## Entries

┄┄┄┄┄┄

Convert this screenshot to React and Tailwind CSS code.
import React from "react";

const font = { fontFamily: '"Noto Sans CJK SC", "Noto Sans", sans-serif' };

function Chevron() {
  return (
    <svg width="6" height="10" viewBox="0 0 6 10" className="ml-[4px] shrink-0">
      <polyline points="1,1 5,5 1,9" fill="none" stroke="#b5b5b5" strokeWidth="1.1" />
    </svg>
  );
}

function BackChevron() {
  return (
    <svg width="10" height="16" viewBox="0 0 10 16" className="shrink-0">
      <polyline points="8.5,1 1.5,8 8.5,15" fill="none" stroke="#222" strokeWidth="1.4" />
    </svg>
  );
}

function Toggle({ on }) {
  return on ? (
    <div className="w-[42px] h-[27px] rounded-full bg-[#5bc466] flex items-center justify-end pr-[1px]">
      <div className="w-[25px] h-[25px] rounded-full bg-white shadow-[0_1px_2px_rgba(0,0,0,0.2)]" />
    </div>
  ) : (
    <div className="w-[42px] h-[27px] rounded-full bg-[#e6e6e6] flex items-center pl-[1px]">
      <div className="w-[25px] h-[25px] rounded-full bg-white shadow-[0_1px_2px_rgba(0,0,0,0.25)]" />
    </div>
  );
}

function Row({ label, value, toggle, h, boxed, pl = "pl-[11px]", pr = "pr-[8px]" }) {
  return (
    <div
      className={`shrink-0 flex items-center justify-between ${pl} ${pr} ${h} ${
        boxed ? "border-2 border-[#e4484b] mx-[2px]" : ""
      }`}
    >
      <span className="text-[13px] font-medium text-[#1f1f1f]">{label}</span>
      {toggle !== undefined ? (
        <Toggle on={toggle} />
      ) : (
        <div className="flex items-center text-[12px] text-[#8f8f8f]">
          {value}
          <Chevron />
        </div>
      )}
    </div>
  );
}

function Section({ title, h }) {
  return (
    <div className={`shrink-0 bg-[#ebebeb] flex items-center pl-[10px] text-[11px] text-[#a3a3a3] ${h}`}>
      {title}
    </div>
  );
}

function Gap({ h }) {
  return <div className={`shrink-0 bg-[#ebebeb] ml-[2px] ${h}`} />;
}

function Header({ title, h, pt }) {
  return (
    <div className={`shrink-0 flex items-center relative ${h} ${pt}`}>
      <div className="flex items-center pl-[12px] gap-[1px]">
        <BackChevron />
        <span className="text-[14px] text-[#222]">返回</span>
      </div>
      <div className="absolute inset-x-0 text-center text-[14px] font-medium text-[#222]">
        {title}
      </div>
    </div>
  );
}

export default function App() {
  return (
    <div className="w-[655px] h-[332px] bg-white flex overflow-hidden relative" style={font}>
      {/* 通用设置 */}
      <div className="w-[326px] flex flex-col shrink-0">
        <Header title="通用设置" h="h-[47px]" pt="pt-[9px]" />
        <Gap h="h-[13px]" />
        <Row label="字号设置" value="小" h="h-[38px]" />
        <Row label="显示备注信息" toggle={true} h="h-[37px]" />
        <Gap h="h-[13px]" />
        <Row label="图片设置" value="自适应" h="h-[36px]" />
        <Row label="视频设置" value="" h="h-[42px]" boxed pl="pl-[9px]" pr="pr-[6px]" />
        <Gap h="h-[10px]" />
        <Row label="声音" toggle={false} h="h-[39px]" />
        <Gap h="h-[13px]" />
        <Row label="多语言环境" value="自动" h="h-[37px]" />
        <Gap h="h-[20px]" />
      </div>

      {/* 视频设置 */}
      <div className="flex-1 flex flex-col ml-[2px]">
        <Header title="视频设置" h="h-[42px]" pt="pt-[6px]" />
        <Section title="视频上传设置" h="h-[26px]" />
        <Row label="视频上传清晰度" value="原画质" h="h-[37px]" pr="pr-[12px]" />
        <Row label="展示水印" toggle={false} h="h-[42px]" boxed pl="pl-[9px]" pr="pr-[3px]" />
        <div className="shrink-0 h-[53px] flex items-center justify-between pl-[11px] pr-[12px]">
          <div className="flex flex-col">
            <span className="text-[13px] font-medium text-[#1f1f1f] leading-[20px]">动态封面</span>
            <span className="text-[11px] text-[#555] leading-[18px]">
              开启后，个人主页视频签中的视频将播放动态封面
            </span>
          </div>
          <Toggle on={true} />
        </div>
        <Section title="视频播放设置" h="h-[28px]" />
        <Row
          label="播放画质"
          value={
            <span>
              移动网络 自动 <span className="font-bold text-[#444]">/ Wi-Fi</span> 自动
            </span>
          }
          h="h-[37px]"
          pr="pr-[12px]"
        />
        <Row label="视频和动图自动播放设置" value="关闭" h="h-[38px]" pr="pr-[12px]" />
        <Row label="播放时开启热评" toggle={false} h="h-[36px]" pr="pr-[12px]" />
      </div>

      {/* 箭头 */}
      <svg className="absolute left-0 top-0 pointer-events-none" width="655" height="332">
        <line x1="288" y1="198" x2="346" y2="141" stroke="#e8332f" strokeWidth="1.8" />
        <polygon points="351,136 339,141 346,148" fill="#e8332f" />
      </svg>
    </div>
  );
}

┄┄┄┄┄┄

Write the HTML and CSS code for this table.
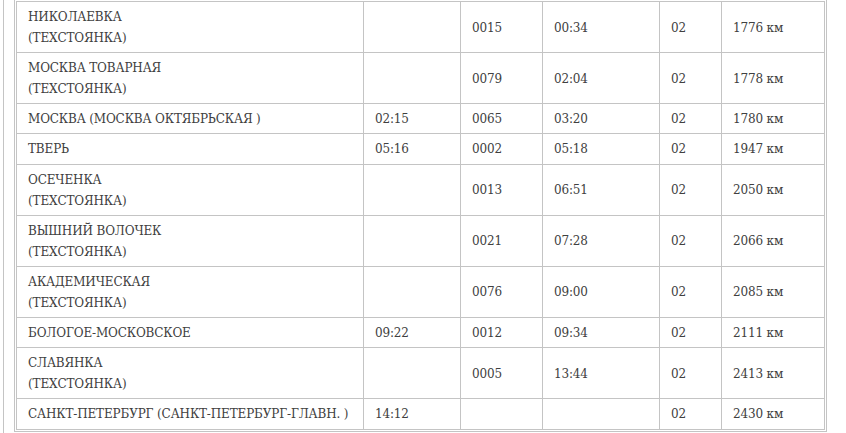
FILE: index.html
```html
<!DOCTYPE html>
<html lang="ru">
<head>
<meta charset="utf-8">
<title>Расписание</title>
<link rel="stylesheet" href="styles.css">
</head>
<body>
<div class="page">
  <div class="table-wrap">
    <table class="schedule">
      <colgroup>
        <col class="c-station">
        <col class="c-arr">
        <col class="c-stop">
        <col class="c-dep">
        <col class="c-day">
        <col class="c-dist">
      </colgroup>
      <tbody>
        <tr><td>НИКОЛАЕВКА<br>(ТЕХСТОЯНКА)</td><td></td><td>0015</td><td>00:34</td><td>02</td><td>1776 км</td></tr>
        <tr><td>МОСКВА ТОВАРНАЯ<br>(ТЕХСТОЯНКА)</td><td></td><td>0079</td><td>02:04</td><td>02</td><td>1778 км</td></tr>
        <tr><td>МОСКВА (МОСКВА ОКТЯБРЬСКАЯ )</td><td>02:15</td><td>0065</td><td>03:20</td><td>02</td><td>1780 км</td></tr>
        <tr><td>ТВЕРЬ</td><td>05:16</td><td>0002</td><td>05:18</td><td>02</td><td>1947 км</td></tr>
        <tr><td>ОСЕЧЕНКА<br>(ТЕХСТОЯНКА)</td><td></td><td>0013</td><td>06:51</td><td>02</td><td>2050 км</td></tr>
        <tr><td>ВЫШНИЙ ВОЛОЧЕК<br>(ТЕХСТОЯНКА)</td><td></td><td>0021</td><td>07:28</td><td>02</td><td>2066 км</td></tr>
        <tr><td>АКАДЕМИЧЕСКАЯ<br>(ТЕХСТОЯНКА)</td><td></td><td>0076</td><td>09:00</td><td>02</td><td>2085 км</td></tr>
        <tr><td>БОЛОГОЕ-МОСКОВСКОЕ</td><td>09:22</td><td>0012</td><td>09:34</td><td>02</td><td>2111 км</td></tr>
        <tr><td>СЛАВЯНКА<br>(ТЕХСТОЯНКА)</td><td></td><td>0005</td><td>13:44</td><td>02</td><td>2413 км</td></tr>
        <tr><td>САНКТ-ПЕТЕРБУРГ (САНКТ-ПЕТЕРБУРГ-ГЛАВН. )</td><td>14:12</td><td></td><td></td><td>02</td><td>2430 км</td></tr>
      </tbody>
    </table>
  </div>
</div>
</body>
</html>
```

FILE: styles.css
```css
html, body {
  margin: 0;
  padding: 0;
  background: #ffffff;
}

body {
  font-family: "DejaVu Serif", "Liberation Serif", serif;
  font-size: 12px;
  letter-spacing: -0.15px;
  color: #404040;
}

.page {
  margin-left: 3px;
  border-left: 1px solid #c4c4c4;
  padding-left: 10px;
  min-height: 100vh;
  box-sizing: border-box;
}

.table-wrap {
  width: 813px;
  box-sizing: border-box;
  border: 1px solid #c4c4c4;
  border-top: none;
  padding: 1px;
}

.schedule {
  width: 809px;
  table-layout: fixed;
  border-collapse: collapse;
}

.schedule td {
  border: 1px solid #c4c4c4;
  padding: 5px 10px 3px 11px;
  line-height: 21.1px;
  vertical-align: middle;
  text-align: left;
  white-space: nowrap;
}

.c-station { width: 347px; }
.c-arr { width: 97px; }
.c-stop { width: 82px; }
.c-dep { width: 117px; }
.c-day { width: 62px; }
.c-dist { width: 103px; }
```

┄┄┄┄┄┄

## Set task
Each line holding "React" must be found and copied.

## Written solution
Convert this screenshot to React and Tailwind CSS code.
import React from "react";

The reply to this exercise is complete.